Whether you just enjoy eating lunch later on in the day, or you simply don’t have the ability to stop before then, a study has suggested that this may give you more trouble when you want to lose weight. According to the research, which was published in the International Journal of Obesity, eating before 3pm means you could lose 25% more weight than those who eat after this time.

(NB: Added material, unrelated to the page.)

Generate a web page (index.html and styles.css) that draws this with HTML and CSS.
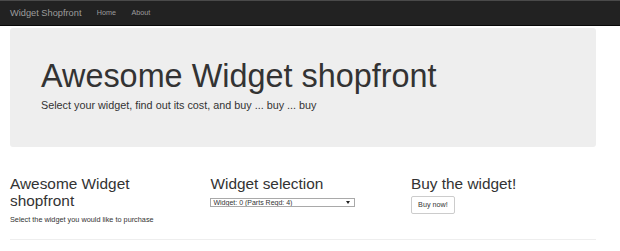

However, senior researcher Frank Scheer, an assistant professor of medicine at Harvard Medical School in Boston, noted that the study participants were from Spain, where lunch is the biggest meal of the day, and so it may not be a late lunch that thwarts your weight loss, but rather having your main meal later in the day. He pointed to popular wellness advice that you should eat breakfast like a king and dinner like a pauper, saying that ‘this is the first large-scale, long-term study to show that it is an important factor in weight-loss success for overweight and obese individuals.’
Overweight and obese Spanish adults took part in the five-month weight-loss programme, in which they were given no advice on what time to eat, but were encouraged to follow a traditional Mediterranean diet, which includes plenty of fish, olive oil, vegetables and whole grains, but goes light on red meat and butter. Both groups managed to lose weight with this diet, but in the end the group that usually ate lunch after 3 pm lost an average of 17 pound, compared with 22 pounds in the early-lunch group.
So why is lunching later in the day worse for your wellbeing? It’s possible that people who eat lunch late have gone too long without eating since breakfast, which negatively affects their metabolism. Connie Diekman, director of university nutrition at Washington University in St. Louis, who was not involved in the study, reported that some studies show eating smaller meals every three to four hours can be beneficial when trying to control your weight.
Of the 420 people in a weight-loss programme, the people in the group who ate later were more likely to eat a light breakfast or skip breakfast altogether. Compared to just 3% of early lunchers who did this, almost 7% of those who ate later skipped or had a light breakfast. Diekman explained that the findings show a ‘potential connection between going too long between meals and weight gain, but given the study design, more studies are needed to determine if there is a cause-and-effect connection.’